Council approves sale of Newberg Animal Shelter
After almost eight months of negotiations, fund-raising and community involvement the fate of the Newberg Animal Shelter has been secured after the Newberg City Council passed a resolution Monday to approve the sale of the shelter property.
"We're just very happy that this part is over," Rick Lipinski, a board member of Newberg Animal Shelter Friends. "Now we can plan our future and move forward."
After public notice of the intention to sell the shelter, an appraisal and reviewing previous investments, the NASF and the city of Newberg agreed on sale price of $718,000. The terms are $150,000 cash at closing, $88,000 payable to the city over time with a $480,000 credit for the amounts raised by Newberg Animal Shelter Friends (NASF) to construct the facility.
"This has been a solid partnership and the city is pleased that the animal shelter is in the right, caring hands," City Manager Joe Hannan said in an email.

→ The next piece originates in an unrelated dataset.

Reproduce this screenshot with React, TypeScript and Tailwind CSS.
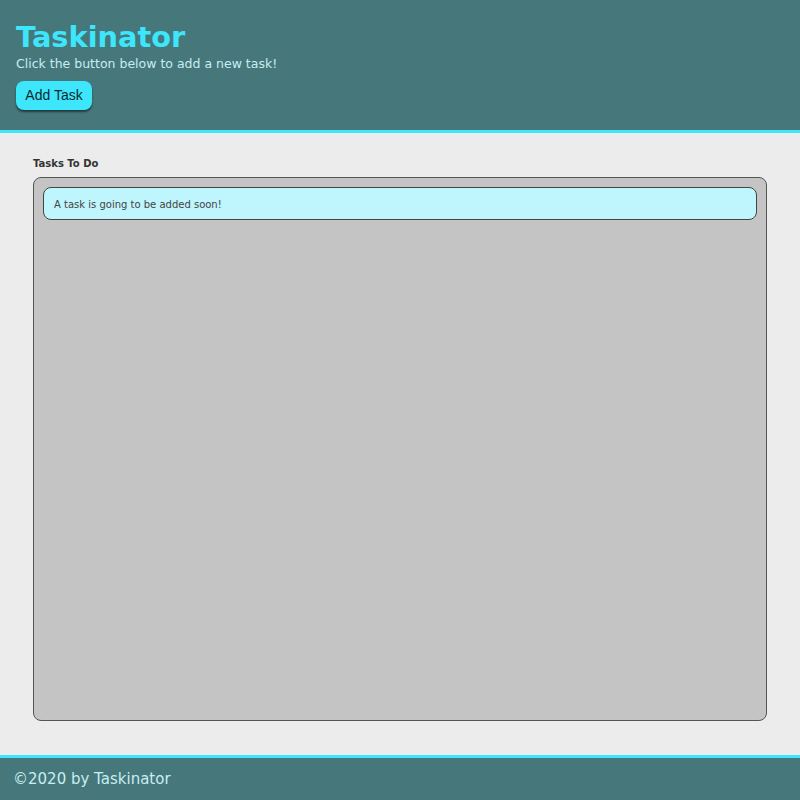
import React from "react";

const App = () => {
  return (
    <div className="min-h-screen flex flex-col bg-[#ececec] font-['DejaVu_Sans',sans-serif]">
      <header className="h-[133px] bg-[#46777b] border-b-[3px] border-[#3ee6fb] px-4 pt-[19px]">
        <h1 className="text-[28.8px] leading-[36px] font-bold text-[#3ee6fb]">Taskinator</h1>
        <p className="text-[12.5px] leading-[18px] text-[#c6eef1]">Click the button below to add a new task!</p>
        <button className="mt-[8px] h-[29px] w-[76px] rounded-lg bg-[#3ee6fb] text-[14px] text-[#0c2a2e] font-['Liberation_Sans',sans-serif] shadow-[0_2px_2px_rgba(0,0,0,0.5)]">
          Add Task
        </button>
      </header>

      <main className="flex-1 px-[33px] pt-[24px] pb-[34px]">
        <h2 className="text-[10px] leading-[14px] font-bold text-[#333]">Tasks To Do</h2>
        <ul className="mt-[6px] h-[544px] rounded-lg border border-[#555] bg-[#c4c4c4] p-[9px]">
          <li className="h-[33px] flex items-center rounded-lg border border-[#444] bg-[#bff5fc] px-[10px] pt-[2px] text-[10px] text-[#444]">
            A task is going to be added soon!
          </li>
        </ul>
      </main>

      <footer className="h-[46px] border-t-[3px] border-[#3ee6fb] bg-[#46777b] px-[13px] flex items-center">
        <p className="text-[15px] text-[#c6eef1]">©2020 by Taskinator</p>
      </footer>
    </div>
  );
};

export default App;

The procession of the sale began in October when the city began discussing budget shortfalls and talk of selling of the shelter building surfaced at a council meeting. By December the city announced it was considering selling the shelter to help pay for its $3.15 million communications upgrade in partnership with the Washington County Consolidated Communications Agency (WCCCA).
The news took NASF officials by surprise, prompting negotiations with the city in the attempt to arrive at an agreeable solution.
In January, NASF requested a right of first refusal, giving them the option to purchase the shelter building if the city decided to sell it.
In February, Hannan attempted to move things along by asking the council to determine if it would sell the shelter, all while the two parties negotiated behind closed doors.
By March, NASF announced its intention to purchase the shelter after receiving a charitable contribution from the Austin family. The family offered to contribute up to $150,000, with a match from the NASF via fundraisers.
"We have donors that have stepped up to stand with us and have real confidence in the future of the shelter," NASF board chairwoman Crista Eberle said. "We've had new monthly donors come into play and new large donors coming into play with very strong commitments."
In May a new concern surfaced: the property line of the shelter was smaller on the appraisal than what the NASF thought when they were considering the purchase. The original blueprint included 50 feet beyond the fence along the west side of the property, but the appraisal excluded that area. The original planning document included the area for growth because the other property lines conflicted with roads or residential areas. The appraised value was set at $680,000, while the sale price was an additional $38,000 when the additional land was factored in.
"The original appraisal was ordered in error and did not include the entire property that we are leasing from the city," Lipinski said. "We are going to purchase the property as shown in our lease. The city is charging us additional money to pay for that extra square footage."
In the meantime, NASF continued to hold fundraisers to fund the purchase. The group's annual Wine & Whiskers fundraiser topped $60,000 and the Oregon Community Foundation and Northern Willamette Valley Leadership Council added a $15,000 grant.
In the end, NASF has nearly raised enough money to purchase the shelter, less the $88,000 the city is putting on loan at a 3 percent interest rate.
With that settled, both the city and NASF can move forward and put the fate of the animal shelter behind them.
"The city gets its money back and NASF can look forward to a secure future," Lipinski said.